The problem of coming up with a good set of test cases is an important problem in software development, has been studied extensively in the software engineering literature, and has a wide variety of supporting tools available (see, e.g., http://www.testingfaqs.org). There is far too much on this topic "out there" to imagine that I can give any sort of reasonably thorough introduction to the topic here. This page aims, instead, to simply list a few guidelines that may be helpful in suggesting how to structure test cases. It has no pretensions to any sort of completeness. Caveat emptor.

Zero, One, Many

A very useful way to construct test cases is to consider a Zero-One-Many rule. The essential idea here is to have, for each feature X of interest, test cases that have: (a) zero occurrences of X; (b) one occurrence of X; and (c) many occurrences of X. For example, when testing the parsing of function prototypes, we might consider the following cases:

no prototypes;
a single prototype:
- no arguments (void);
- a single argument;
- several arguments;
a single declaration with several prototypes listed, i.e., of the form
int f1(...), f2(...), ...
several declarations, each with a single prototype (but with the various combinations of argument types, as described above);
several declarations, each with several prototypes (again with the various combinations of argument types, as described above);

Similarly, to test the parsing of if statements, we might consider test cases with no ifs, a single if, several ifs one after another, and several ifs nested one within another.

Boundary Cases

Construct inputs to test any limiting values of your system. For example, what happens if the input is empty? If your implementation uses a buffer size of 1K, what happens if you get an identifier whose length exceeds that value? (Remember that implementation-specific limits on such things as the length of an identifier or the value of an integer are permissible, as long as the limits are "reasonable", but the implementation should behave gracefully on inputs that exceed those limits. Dumping core, or halting and catching fire, are not acceptable. Buffers that overflow on big inputs will be a source of delight to hackers.)

Testing Mechanics

Consider starting with a (large) number of test inputs, each of which tests one feature. Then construct a further (even larger) number of test inputs that explore any possible interactions between different features (such as the nesting of if and while statements, or an assignment whose left hand side contains intermingled array references and function calls).
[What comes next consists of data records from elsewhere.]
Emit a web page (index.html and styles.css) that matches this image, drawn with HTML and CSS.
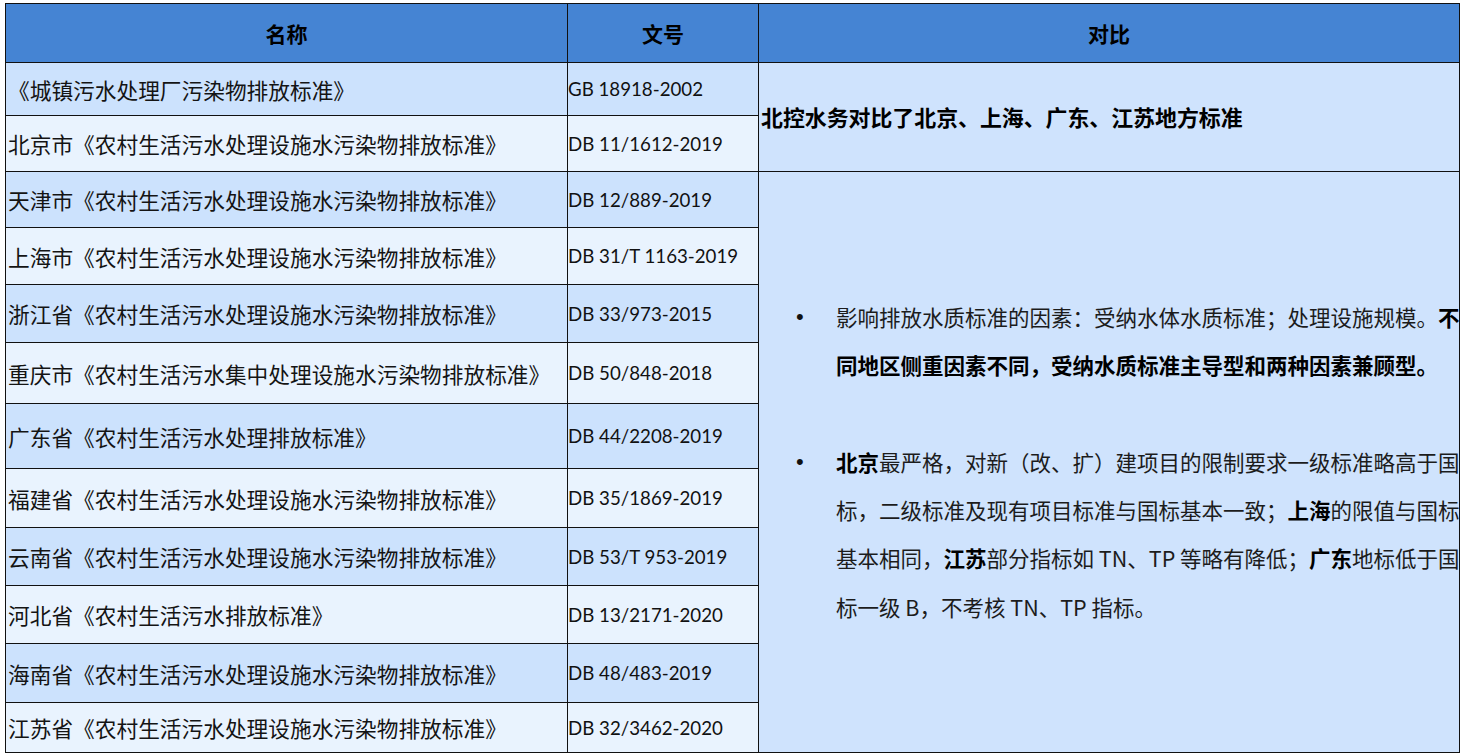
FILE: index.html
```html
<!DOCTYPE html>
<html lang="zh-CN">
<head>
<meta charset="utf-8">
<title>地方标准对比</title>
<link rel="stylesheet" href="styles.css">
</head>
<body>
<table class="std">
  <colgroup>
    <col class="c-name">
    <col class="c-code">
    <col class="c-cmp">
  </colgroup>
  <thead>
    <tr class="h">
      <th>名称</th>
      <th>文号</th>
      <th>对比</th>
    </tr>
  </thead>
  <tbody>
    <tr class="r dk h53">
      <td class="name">《城镇污水处理厂污染物排放标准》</td>
      <td class="code">GB 18918-2002</td>
      <td class="cmp summary" rowspan="2">北控水务对比了北京、上海、广东、江苏地方标准</td>
    </tr>
    <tr class="r lt h56">
      <td class="name">北京市《农村生活污水处理设施水污染物排放标准》</td>
      <td class="code">DB 11/1612-2019</td>
    </tr>
    <tr class="r dk h56">
      <td class="name">天津市《农村生活污水处理设施水污染物排放标准》</td>
      <td class="code">DB 12/889-2019</td>
      <td class="cmp detail" rowspan="11">
        <div class="item">
          <span class="dot">•</span>
          <p class="txt">影响排放水质标准的因素：受纳水体水质标准；处理设施规模。<b>不</b><br><b>同地区侧重因素不同，受纳水质标准主导型和两种因素兼顾型。</b></p>
        </div>
        <div class="gap"></div>
        <div class="item">
          <span class="dot">•</span>
          <p class="txt"><b>北京</b>最严格，对新（改、扩）建项目的限制要求一级标准略高于国<br>标，二级标准及现有项目标准与国标基本一致；<b>上海</b>的限值与国标<br>基本相同，<b>江苏</b>部分指标如 TN、TP 等略有降低；<b>广东</b>地标低于国<br>标一级 B，不考核 TN、TP 指标。</p>
        </div>
      </td>
    </tr>
    <tr class="r lt h57">
      <td class="name">上海市《农村生活污水处理设施水污染物排放标准》</td>
      <td class="code">DB 31/T 1163-2019</td>
    </tr>
    <tr class="r dk h58">
      <td class="name">浙江省《农村生活污水处理设施水污染物排放标准》</td>
      <td class="code">DB 33/973-2015</td>
    </tr>
    <tr class="r lt h61">
      <td class="name">重庆市《农村生活污水集中处理设施水污染物排放标准》</td>
      <td class="code">DB 50/848-2018</td>
    </tr>
    <tr class="r dk h65">
      <td class="name">广东省《农村生活污水处理排放标准》</td>
      <td class="code">DB 44/2208-2019</td>
    </tr>
    <tr class="r lt h59">
      <td class="name">福建省《农村生活污水处理设施水污染物排放标准》</td>
      <td class="code">DB 35/1869-2019</td>
    </tr>
    <tr class="r dk h58">
      <td class="name">云南省《农村生活污水处理设施水污染物排放标准》</td>
      <td class="code">DB 53/T 953-2019</td>
    </tr>
    <tr class="r lt h58">
      <td class="name">河北省《农村生活污水排放标准》</td>
      <td class="code">DB 13/2171-2020</td>
    </tr>
    <tr class="r dk h59">
      <td class="name">海南省《农村生活污水处理设施水污染物排放标准》</td>
      <td class="code">DB 48/483-2019</td>
    </tr>
    <tr class="r lt h50">
      <td class="name">江苏省《农村生活污水处理设施水污染物排放标准》</td>
      <td class="code">DB 32/3462-2020</td>
    </tr>
  </tbody>
</table>
</body>
</html>
```

FILE: styles.css
```css
html, body {
  margin: 0;
  padding: 0;
  background: #ffffff;
}

body {
  padding: 3px 0 0 5px;
  font-family: "Noto Sans CJK SC", "Noto Sans", sans-serif;
  color: #000;
}

.std {
  border-collapse: collapse;
  table-layout: fixed;
  width: 1454px;
}

.c-name { width: 562px; }
.c-code { width: 191px; }
.c-cmp  { width: 701px; }

.std th,
.std td {
  border: 1px solid #111;
  padding: 0;
  vertical-align: middle;
  overflow: hidden;
}

.h { height: 59px; }
.h th {
  background: #4584d3;
  font-size: 21px;
  font-weight: 700;
  text-align: center;
  line-height: 1;
  color: #000;
}

.h50 { height: 50px; }
.h53 { height: 53px; }
.h56 { height: 56px; }
.h57 { height: 57px; }
.h58 { height: 58px; }
.h59 { height: 59px; }
.h61 { height: 61px; }
.h65 { height: 65px; }

.dk td { background: #cce2fd; }
.lt td { background: #e9f3fe; }
.std td.cmp { background: #cfe3fd; }

.name {
  font-size: 21.7px;
  line-height: 1;
  padding: 1px 0 0 2px !important;
  white-space: nowrap;
  color: #141414;
}

.code {
  font-family: Lato, "Noto Sans", sans-serif;
  font-size: 18.7px;
  line-height: 1;
  padding: 1px 0 0 0 !important;
  white-space: nowrap;
  color: #111;
}

.summary {
  font-size: 21.9px;
  font-weight: 700;
  line-height: 1;
  padding: 0 0 0 2px !important;
  white-space: nowrap;
}

.detail {
  padding: 0 !important;
}

.item {
  display: flex;
  align-items: flex-start;
  padding-left: 37px;
}

.dot {
  width: 40px;
  flex: none;
  font-family: "Liberation Sans", sans-serif;
  font-size: 22px;
  line-height: 48.3px;
  color: #111;
}

.txt {
  margin: 0;
  font-size: 21.5px;
  line-height: 48.3px;
  white-space: nowrap;
  color: #1c1c1c;
}

.txt b {
  font-weight: 700;
  color: #000;
}

.gap { height: 48.3px; }
```
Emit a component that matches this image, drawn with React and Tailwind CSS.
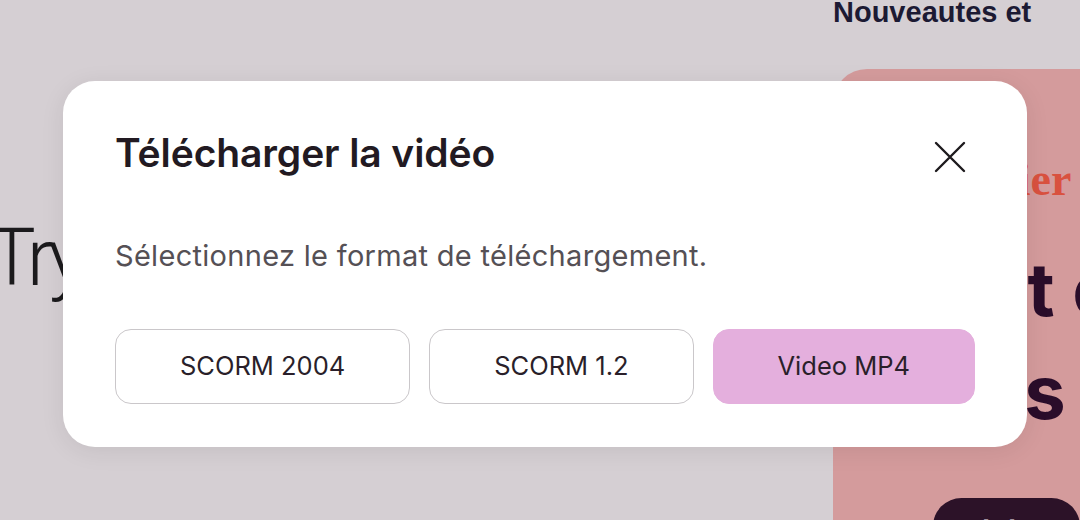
const formats = [
  { label: 'SCORM 2004', selected: false },
  { label: 'SCORM 1.2', selected: false },
  { label: 'Video MP4', selected: true },
];

function CloseIcon() {
  return (
    <svg width="32" height="32" viewBox="0 0 32 32" fill="none" stroke="currentColor" strokeWidth="2.4" strokeLinecap="round">
      <path d="M2 2L30 30M30 2L2 30" />
    </svg>
  );
}

function DownloadModal() {
  return (
    <div className="absolute inset-0 flex items-start pt-[81px] pl-[63px]">
      <div className="w-[964px] h-[366px] rounded-[32px] bg-white shadow-[0_4px_24px_rgba(0,0,0,0.08)] px-[52px] pt-[49px] pb-[43px] flex flex-col">
        <div className="flex justify-between items-start">
          <h2 className="text-[39px] leading-[46px] font-semibold text-[#221a22] tracking-[-0.1px]">
            Télécharger la vidéo
          </h2>
          <button className="mt-[11px] mr-[9px] text-[#1d1a1d]">
            <CloseIcon />
          </button>
        </div>
        <p className="mt-[62px] text-[29px] leading-[36px] tracking-[0.3px] text-[#555055]">
          Sélectionnez le format de téléchargement.
        </p>
        <div className="mt-[55px] flex gap-[19px]">
          {formats.map((f) => (
            <button
              key={f.label}
              className={
                f.selected
                  ? 'flex-auto h-[75px] rounded-[16px] bg-[#e4afdd] text-[25.5px] text-[#2a1f2a] border-[1.5px] border-[#e4afdd]'
                  : 'flex-auto h-[75px] rounded-[16px] bg-white text-[25.5px] text-[#2a1f2a] border-[1.5px] border-[#cac7ca]'
              }
            >
              {f.label}
            </button>
          ))}
        </div>
      </div>
    </div>
  );
}

export default function App() {
  return (
    <div
      className="relative w-[1080px] h-[520px] overflow-hidden bg-[#d5cfd3] flex"
      style={{ fontFamily: 'Inter, "Noto Sans", sans-serif' }}
    >
      <div className="flex-1 overflow-hidden">
        <div
          className="mt-[218px] -ml-[12px] text-[80px] leading-none font-light tracking-[-6px] text-[#1b1a1c] whitespace-nowrap"
          style={{ fontFamily: 'Roboto, sans-serif' }}
        >
          Try it for free
        </div>
      </div>

      <div className="w-[247px] flex flex-col">
        <h3
          className="-mt-[2px] text-[29px] leading-none font-bold text-[#1c1a33] whitespace-nowrap"
          style={{ fontFamily: '"Liberation Sans", Arial, sans-serif' }}
        >
          Nouveautes et
        </h3>
        <div className="mt-[42px] flex-1 rounded-tl-[34px] bg-[#d49b9c] overflow-hidden flex flex-col">
          <div
            className="mt-[88px] ml-[103px] text-[46px] leading-[46px] font-bold text-[#d9513f] whitespace-nowrap"
            style={{ fontFamily: '"Liberation Serif", serif' }}
          >
            Atelier
          </div>
          <div className="mt-[49px] ml-[109px] text-[74px] leading-[74px] font-bold text-[#2a0d2a] whitespace-nowrap">
            est conçu
          </div>
          <div className="mt-[29px] ml-[127px] text-[74px] leading-[74px] font-bold text-[#2a0d2a] whitespace-nowrap">
            les vidéos
          </div>
          <div className="mt-[69px] ml-[100px] h-[64px] rounded-full bg-[#2c1228] px-[24px] pt-[12px] text-[30px] font-bold text-[#f3e7f0] whitespace-nowrap">
            Télécharger
          </div>
        </div>
      </div>

      <DownloadModal />
    </div>
  );
}
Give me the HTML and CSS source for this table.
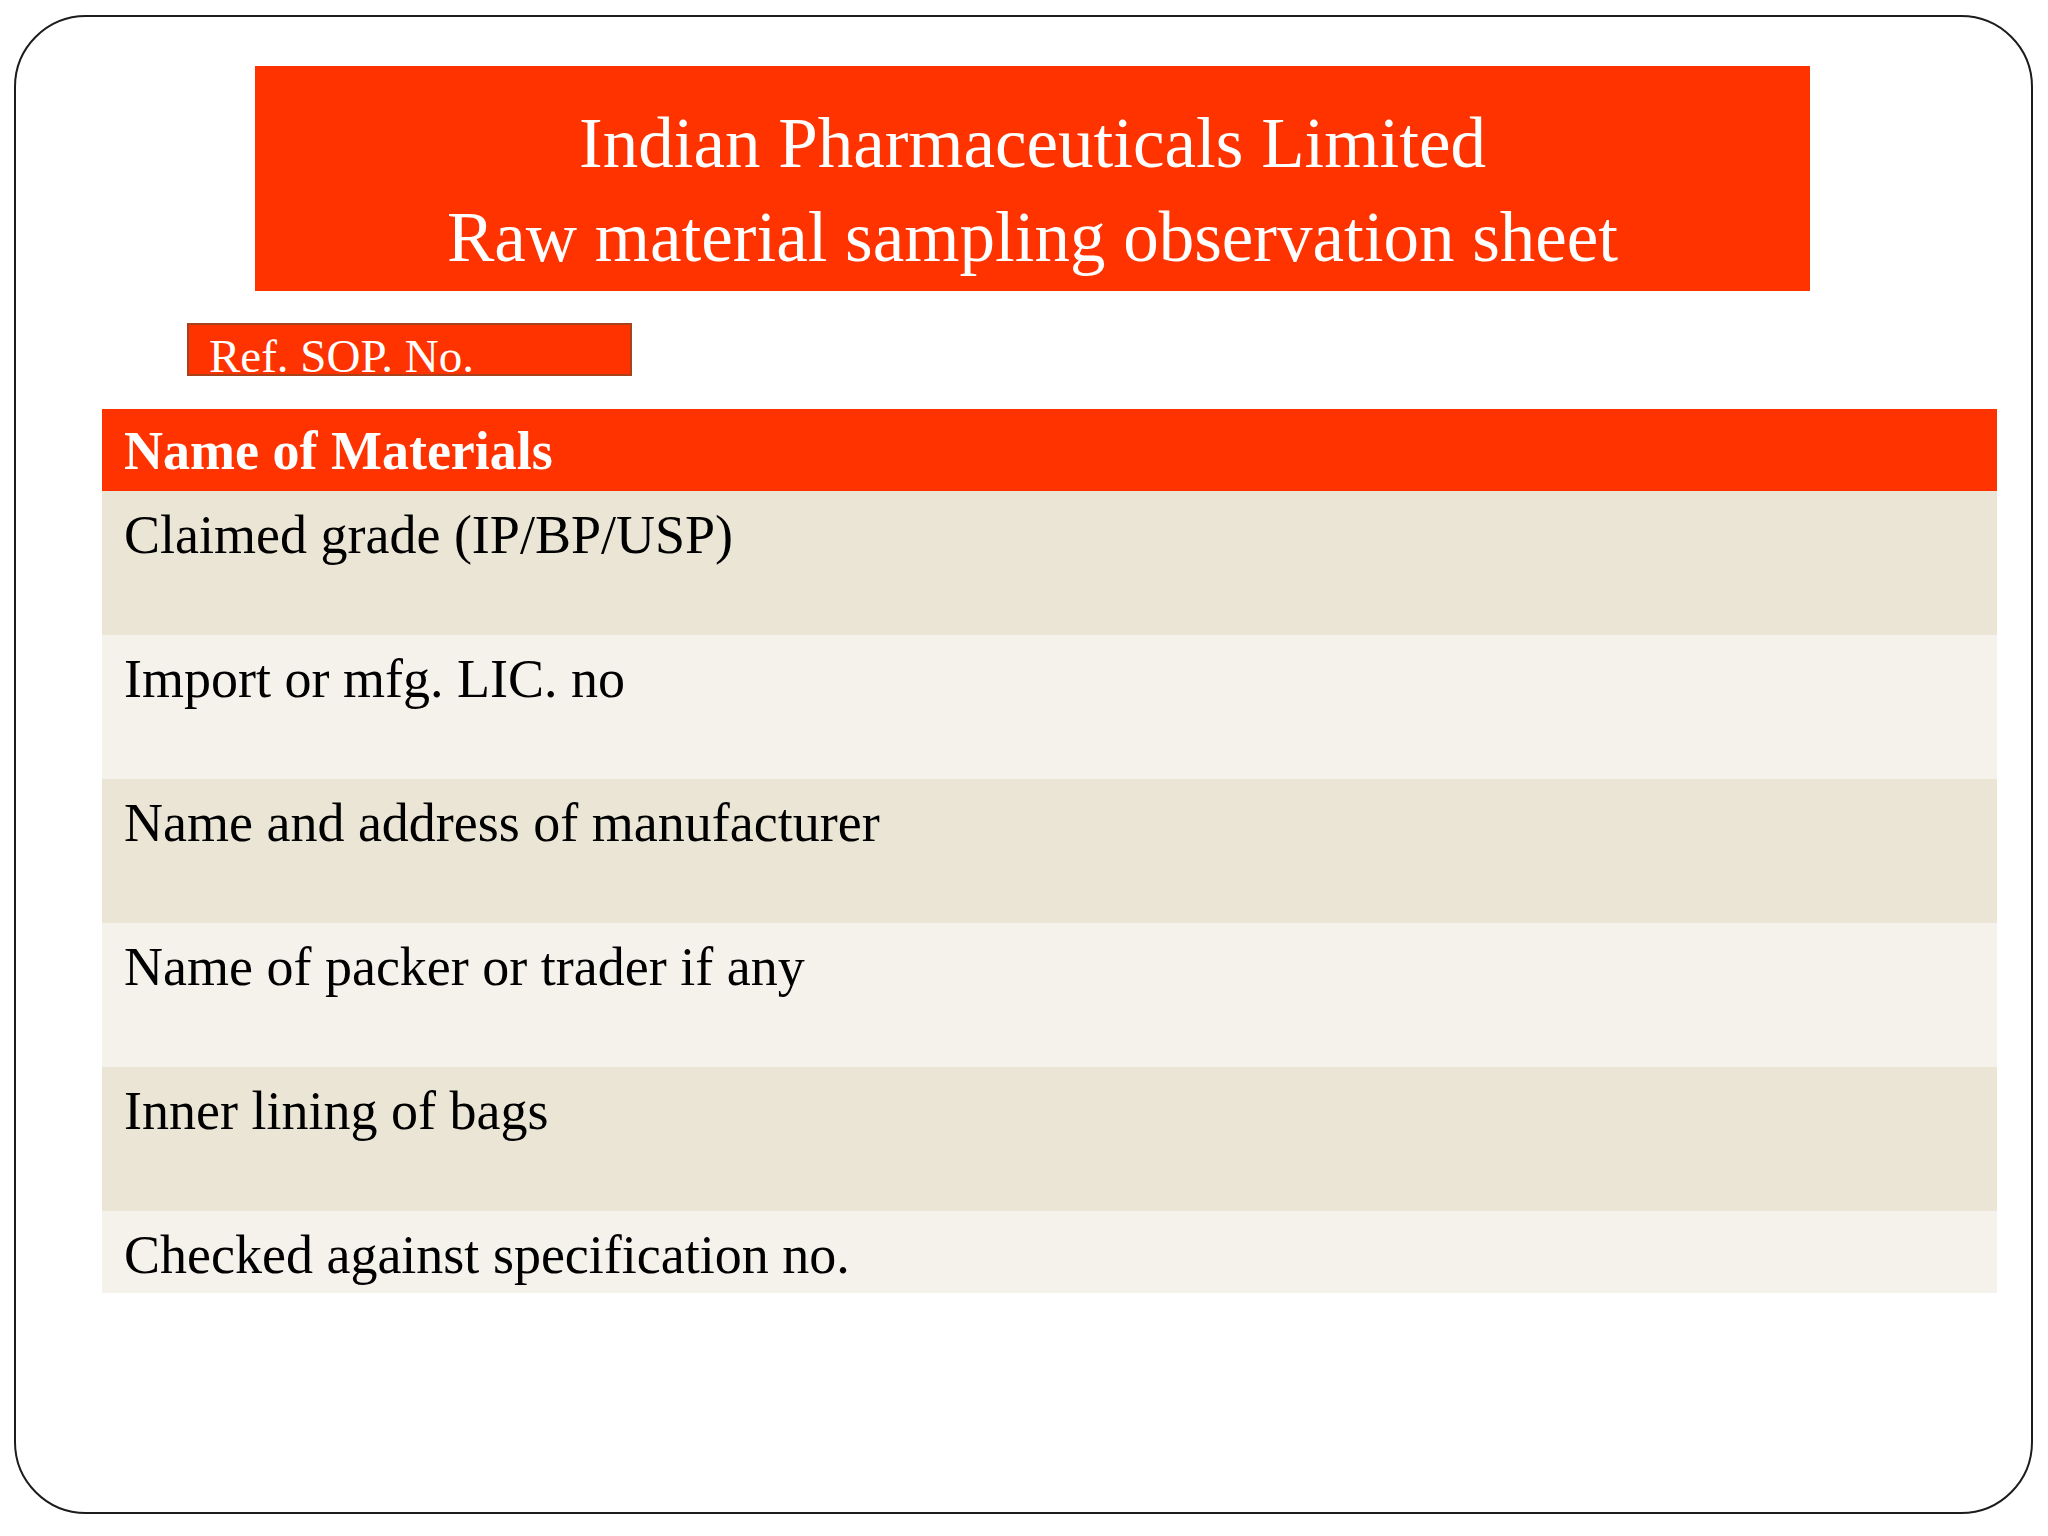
FILE: index.html
```html
<!DOCTYPE html>
<html lang="en">
<head>
<meta charset="utf-8">
<title>Raw material sampling observation sheet</title>
<link rel="stylesheet" href="styles.css">
</head>
<body>
<div class="slide">
  <div class="title">
    <div class="title-line">Indian Pharmaceuticals Limited</div>
    <div class="title-line">Raw material sampling observation sheet</div>
  </div>
  <div class="sop">Ref. SOP. No.</div>
  <div class="table">
    <div class="row head">Name of Materials</div>
    <div class="row odd">Claimed grade (IP/BP/USP)</div>
    <div class="row even">Import or mfg. LIC. no</div>
    <div class="row odd">Name and address of manufacturer</div>
    <div class="row even">Name of packer or trader if any</div>
    <div class="row odd">Inner lining of bags</div>
    <div class="row even last">Checked against specification no.</div>
  </div>
</div>
</body>
</html>
```
FILE: styles.css
```css
html, body {
  margin: 0;
  padding: 0;
  background: #ffffff;
}
body {
  font-family: "Liberation Serif", "Times New Roman", serif;
}
.slide {
  box-sizing: border-box;
  margin: 15px 0 0 14px;
  width: 2019px;
  height: 1499px;
  border: 2px solid #1c1c1c;
  border-radius: 72px;
  display: flex;
  flex-direction: column;
  align-items: flex-start;
  background: #ffffff;
}
.title {
  box-sizing: border-box;
  margin: 49px 0 0 239px;
  width: 1555px;
  height: 225px;
  padding-top: 30px;
  background: #ff3300;
  color: #ffffff;
  text-align: center;
  font-size: 71px;
  line-height: 94px;
}
.sop {
  box-sizing: border-box;
  margin: 32px 0 0 171px;
  width: 445px;
  height: 53px;
  padding: 4px 0 0 20px;
  background: #ff3300;
  border: 2px solid #a8421c;
  color: #ffffff;
  font-size: 47px;
  line-height: normal;
  white-space: nowrap;
}
.table {
  margin: 33px 0 0 86px;
  width: 1895px;
  display: flex;
  flex-direction: column;
}
.row {
  box-sizing: border-box;
  height: 144px;
  padding: 13px 0 0 22px;
  font-size: 54px;
  line-height: normal;
  color: #000000;
  white-space: nowrap;
}
.head {
  height: 82px;
  padding-top: 11px;
  background: #ff3300;
  color: #ffffff;
  font-weight: bold;
}
.odd {
  background: #ebe5d6;
}
.even {
  background: #f5f2ec;
}
.last {
  height: 82px;
}
```
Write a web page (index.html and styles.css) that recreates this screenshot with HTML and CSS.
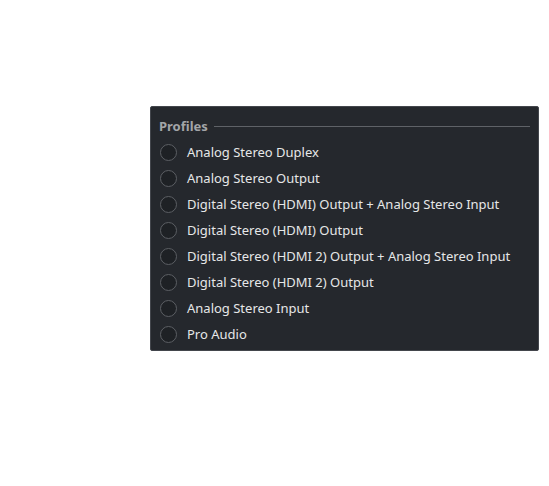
FILE: index.html
```html
<!DOCTYPE html>
<html>
<head>
<meta charset="utf-8">
<link rel="stylesheet" href="styles.css">
</head>
<body>
<div class="panel">
  <div class="header">
    <span class="title">Profiles</span>
    <span class="rule"></span>
  </div>
  <ul class="list">
    <li class="row"><span class="radio"></span><span class="label">Analog Stereo Duplex</span></li>
    <li class="row"><span class="radio"></span><span class="label">Analog Stereo Output</span></li>
    <li class="row"><span class="radio"></span><span class="label">Digital Stereo (HDMI) Output + Analog Stereo Input</span></li>
    <li class="row"><span class="radio"></span><span class="label">Digital Stereo (HDMI) Output</span></li>
    <li class="row"><span class="radio"></span><span class="label">Digital Stereo (HDMI 2) Output + Analog Stereo Input</span></li>
    <li class="row"><span class="radio"></span><span class="label">Digital Stereo (HDMI 2) Output</span></li>
    <li class="row"><span class="radio"></span><span class="label">Analog Stereo Input</span></li>
    <li class="row"><span class="radio"></span><span class="label">Pro Audio</span></li>
  </ul>
</div>
</body>
</html>
```

FILE: styles.css
```css
html, body {
  margin: 0;
  padding: 0;
  background: #ffffff;
}
body {
  font-family: "Noto Sans", "DejaVu Sans", sans-serif;
  font-size: 13px;
}
.panel {
  box-sizing: border-box;
  margin: 106px 0 0 150px;
  width: 389px;
  height: 245px;
  background: #25282d;
  border: 1px solid #43464c;
  border-radius: 2px;
  padding: 9px 8px 0 8px;
}
.header {
  display: flex;
  align-items: center;
  gap: 6px;
  height: 20px;
}
.title {
  color: #a3a5a8;
  font-weight: bold;
  line-height: 20px;
}
.rule {
  flex: 1;
  height: 1px;
  background: #5f6267;
}
.list {
  list-style: none;
  margin: 3px 0 0 0;
  padding: 0;
}
.row {
  display: flex;
  align-items: center;
  gap: 10px;
  height: 26px;
}
.radio {
  box-sizing: border-box;
  width: 17px;
  height: 17px;
  margin-left: 1px;
  border-radius: 50%;
  border: 1px solid #5c5f64;
  background: #1e2125;
  flex: none;
}
.label {
  color: #e6e7e8;
  line-height: 26px;
}
```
Potentially, this means that you may be looking at dozens or even hundreds of test inputs. How do you manage them all? The simplest approach is to automate the testing, e.g., using a script. For example, my own test script looks something like this:

#!/bin/csh -fx set TESTDIR = ... set TESTS = (test01.c test02.c test03.c ...) set BINARY = "./parse"
foreach t ( ${TESTS} ) echo "TESTING: ${t}" if ( -e ${t}.out ) /bin/rm -f ${t}.out if ( -e ${t}.diff ) /bin/rm -f ${t}.diff ${BINARY} < ${TESTDIR}/${t} > ${t}.out if ( -e ${t}.out ) diff ${t}-expected.out ${t}.out > ${t}.diff if ( -e ${t}.diff && -z ${t}.diff) then echo "TEST ${t} : PASSED" else echo "TEST ${t} : FAILED" endif end

The Relationship of C-- to C

The programming language for which you are building a compiler, C--, is a subset of C. This means that every legal C-- program is also a legal C program, but some legal C programs are not legal C-- programs. You can sometimes take advantage of this by using GCC to do some of your work for you:

if GCC gives a syntax or type error for a program, then your compiler should also give an error (the converse does not hold);
for code generation, if you want to know what output a C-- program should produce when executed, you can compile it with GCC and execute the resulting code.